--- BEGIN Supplied information ---

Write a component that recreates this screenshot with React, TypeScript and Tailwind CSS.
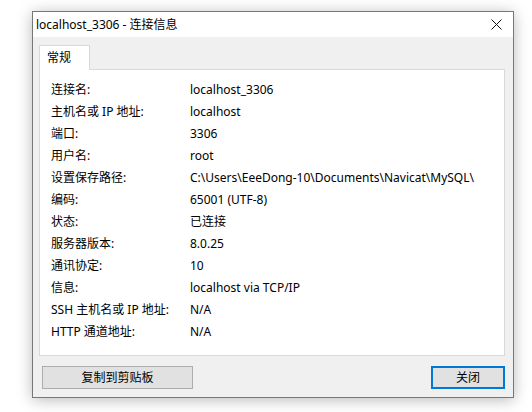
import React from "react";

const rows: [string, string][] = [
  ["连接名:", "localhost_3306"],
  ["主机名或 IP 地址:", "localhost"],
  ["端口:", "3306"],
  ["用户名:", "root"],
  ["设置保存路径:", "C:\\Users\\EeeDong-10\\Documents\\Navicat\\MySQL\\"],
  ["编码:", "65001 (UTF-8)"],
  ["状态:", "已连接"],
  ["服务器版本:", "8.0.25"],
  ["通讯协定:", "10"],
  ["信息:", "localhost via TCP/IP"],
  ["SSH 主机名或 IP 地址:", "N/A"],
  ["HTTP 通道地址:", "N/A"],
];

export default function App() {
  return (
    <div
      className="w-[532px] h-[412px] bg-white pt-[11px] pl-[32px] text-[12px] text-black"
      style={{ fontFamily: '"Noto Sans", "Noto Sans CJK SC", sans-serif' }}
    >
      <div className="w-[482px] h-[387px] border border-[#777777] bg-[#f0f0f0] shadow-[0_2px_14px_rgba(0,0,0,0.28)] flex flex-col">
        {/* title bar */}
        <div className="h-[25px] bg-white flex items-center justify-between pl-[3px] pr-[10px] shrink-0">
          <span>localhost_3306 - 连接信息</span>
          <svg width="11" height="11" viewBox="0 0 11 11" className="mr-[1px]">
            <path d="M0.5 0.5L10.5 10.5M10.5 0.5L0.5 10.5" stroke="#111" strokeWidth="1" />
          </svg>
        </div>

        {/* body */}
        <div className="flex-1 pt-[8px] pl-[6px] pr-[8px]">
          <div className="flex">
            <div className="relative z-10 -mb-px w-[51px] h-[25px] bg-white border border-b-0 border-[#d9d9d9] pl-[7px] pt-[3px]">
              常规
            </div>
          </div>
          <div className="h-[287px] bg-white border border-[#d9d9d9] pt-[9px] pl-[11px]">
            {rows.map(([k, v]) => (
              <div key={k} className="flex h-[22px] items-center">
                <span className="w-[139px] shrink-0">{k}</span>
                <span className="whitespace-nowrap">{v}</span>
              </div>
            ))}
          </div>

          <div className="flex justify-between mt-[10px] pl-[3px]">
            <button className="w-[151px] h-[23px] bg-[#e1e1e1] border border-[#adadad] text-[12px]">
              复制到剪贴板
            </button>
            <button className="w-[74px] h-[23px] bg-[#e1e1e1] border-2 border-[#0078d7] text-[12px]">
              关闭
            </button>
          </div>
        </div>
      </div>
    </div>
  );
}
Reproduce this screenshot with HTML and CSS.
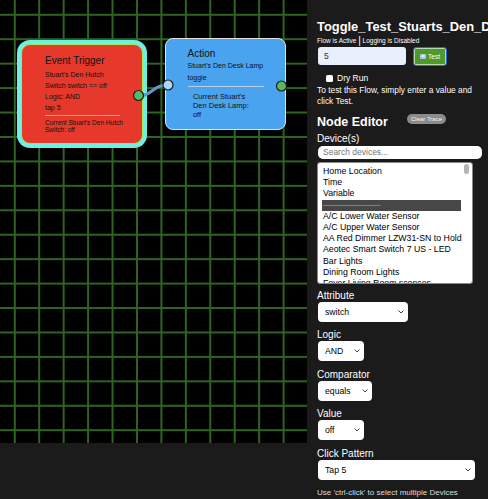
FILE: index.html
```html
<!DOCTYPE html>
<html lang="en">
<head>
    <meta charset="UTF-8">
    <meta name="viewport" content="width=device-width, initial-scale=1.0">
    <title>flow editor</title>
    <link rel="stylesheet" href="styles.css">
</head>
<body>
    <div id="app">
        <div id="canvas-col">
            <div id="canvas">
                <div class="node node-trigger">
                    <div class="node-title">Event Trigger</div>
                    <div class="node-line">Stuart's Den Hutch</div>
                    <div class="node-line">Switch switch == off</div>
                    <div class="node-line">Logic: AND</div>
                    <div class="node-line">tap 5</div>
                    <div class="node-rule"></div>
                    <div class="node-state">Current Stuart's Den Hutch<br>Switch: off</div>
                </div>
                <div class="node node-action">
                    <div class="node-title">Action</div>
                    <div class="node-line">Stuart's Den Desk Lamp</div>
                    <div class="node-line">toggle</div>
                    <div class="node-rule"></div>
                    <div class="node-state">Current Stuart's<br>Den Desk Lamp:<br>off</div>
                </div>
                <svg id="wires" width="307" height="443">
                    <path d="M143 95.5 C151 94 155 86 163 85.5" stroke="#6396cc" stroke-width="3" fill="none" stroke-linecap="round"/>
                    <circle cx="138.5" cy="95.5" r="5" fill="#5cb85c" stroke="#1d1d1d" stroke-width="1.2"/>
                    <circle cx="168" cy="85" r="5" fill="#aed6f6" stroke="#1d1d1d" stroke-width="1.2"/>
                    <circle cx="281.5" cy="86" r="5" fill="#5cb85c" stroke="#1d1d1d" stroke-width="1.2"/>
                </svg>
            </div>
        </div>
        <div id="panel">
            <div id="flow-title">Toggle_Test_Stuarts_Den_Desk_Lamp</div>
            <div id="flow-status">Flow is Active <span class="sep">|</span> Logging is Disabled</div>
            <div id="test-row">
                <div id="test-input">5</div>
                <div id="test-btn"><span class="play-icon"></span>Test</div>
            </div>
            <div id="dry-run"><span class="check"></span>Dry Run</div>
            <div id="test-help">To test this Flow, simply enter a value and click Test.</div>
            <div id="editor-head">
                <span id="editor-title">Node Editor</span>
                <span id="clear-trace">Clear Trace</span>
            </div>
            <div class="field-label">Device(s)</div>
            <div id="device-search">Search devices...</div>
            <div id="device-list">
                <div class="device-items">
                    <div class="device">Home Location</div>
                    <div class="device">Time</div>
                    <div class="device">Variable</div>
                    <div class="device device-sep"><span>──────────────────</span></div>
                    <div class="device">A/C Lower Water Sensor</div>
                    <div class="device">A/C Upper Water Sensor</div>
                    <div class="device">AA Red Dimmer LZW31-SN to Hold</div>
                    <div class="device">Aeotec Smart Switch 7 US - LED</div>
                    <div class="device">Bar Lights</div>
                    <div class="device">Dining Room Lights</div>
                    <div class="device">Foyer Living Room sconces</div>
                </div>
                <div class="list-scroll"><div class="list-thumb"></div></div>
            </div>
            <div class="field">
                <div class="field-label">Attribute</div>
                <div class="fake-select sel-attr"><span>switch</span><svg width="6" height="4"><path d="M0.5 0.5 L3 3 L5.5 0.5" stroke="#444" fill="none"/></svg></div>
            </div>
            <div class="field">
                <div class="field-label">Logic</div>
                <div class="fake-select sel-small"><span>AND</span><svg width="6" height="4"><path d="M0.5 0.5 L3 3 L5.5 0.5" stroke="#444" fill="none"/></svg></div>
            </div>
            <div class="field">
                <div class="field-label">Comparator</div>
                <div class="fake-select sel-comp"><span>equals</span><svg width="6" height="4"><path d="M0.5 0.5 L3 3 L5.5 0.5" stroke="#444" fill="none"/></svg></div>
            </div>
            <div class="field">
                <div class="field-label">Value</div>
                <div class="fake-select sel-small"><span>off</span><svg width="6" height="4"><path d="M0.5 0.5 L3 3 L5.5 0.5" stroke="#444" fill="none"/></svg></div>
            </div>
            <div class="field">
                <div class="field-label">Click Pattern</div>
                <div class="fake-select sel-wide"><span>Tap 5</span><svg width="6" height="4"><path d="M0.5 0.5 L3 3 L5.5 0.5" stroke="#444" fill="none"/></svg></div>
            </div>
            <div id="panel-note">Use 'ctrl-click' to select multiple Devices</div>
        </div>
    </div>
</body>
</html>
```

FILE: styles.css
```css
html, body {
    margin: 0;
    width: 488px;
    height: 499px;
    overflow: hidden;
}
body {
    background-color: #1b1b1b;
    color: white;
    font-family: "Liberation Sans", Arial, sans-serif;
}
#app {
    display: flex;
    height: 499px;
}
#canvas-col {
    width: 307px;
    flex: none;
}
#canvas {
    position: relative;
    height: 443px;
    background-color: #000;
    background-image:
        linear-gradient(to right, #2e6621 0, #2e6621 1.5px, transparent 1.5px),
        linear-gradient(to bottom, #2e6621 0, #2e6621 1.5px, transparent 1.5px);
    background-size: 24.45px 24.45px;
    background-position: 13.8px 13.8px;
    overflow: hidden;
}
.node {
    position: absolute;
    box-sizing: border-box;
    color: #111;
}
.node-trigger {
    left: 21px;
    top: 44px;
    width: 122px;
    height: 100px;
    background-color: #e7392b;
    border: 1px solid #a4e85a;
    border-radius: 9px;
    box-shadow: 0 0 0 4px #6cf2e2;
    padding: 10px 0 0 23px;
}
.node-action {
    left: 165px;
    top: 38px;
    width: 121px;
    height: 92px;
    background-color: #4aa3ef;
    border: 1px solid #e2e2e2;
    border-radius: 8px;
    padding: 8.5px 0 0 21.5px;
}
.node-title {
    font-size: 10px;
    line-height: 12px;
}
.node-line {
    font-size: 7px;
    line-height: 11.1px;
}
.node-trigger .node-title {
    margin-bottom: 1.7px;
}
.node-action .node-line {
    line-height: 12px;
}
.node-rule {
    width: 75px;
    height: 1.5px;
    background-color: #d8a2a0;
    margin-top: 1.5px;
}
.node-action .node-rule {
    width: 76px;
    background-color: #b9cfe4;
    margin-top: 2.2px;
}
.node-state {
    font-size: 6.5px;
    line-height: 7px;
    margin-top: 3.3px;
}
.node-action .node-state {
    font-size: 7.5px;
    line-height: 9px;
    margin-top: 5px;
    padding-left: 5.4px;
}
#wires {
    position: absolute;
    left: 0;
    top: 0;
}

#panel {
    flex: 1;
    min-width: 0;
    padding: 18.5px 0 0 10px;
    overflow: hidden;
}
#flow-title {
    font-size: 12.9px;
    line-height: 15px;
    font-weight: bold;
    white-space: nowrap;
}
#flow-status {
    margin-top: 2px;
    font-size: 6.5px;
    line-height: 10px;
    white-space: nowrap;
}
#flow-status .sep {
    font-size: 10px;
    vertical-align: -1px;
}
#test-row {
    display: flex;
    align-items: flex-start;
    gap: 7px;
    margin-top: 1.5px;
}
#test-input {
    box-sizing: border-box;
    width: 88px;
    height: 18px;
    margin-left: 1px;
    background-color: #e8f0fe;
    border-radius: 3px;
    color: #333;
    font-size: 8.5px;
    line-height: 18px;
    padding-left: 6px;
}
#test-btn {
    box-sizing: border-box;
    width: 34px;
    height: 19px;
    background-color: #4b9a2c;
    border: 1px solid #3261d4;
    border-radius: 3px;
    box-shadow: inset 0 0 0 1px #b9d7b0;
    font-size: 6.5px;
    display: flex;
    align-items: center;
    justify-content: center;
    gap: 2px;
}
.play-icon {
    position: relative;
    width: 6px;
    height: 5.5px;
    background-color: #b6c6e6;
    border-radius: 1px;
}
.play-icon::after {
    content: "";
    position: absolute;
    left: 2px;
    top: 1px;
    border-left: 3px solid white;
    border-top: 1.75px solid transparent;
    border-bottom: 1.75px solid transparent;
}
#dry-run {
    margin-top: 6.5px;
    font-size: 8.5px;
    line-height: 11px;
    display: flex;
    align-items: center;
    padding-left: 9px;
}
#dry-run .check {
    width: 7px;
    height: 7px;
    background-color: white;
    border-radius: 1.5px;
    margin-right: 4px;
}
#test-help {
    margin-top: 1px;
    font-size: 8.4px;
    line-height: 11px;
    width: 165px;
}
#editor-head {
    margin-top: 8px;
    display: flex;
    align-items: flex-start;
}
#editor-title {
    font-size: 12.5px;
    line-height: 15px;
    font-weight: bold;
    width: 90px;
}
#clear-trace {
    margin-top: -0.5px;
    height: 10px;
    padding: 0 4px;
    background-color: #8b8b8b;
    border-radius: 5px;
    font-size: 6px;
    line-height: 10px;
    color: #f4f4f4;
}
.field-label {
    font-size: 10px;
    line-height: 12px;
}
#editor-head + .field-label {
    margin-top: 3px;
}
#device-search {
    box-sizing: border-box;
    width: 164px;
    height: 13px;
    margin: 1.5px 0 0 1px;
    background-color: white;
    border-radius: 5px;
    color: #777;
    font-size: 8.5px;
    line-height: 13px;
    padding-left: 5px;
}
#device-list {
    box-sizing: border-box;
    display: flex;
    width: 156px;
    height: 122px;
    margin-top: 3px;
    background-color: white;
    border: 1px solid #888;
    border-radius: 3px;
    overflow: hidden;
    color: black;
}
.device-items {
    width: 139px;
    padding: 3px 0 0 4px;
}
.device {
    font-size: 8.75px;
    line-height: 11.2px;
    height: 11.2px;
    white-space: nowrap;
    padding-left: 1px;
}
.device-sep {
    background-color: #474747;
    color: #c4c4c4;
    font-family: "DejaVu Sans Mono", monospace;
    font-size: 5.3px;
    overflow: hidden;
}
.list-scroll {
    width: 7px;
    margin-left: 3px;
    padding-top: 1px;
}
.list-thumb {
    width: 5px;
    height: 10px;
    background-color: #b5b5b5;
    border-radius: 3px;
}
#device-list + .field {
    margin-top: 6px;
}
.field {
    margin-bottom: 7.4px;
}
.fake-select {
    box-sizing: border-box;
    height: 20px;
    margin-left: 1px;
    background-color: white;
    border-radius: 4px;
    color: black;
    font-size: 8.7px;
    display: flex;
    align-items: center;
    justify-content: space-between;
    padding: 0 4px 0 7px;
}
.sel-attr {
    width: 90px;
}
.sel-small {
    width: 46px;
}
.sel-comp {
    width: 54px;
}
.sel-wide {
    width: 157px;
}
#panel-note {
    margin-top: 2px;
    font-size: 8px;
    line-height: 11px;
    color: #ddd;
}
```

--- END Supplied information ---

> **Problem**:
Find each line holding the word "React" and copy it.

> **Task output**:
Write a component that recreates this screenshot with React, TypeScript and Tailwind CSS.
import React from "react";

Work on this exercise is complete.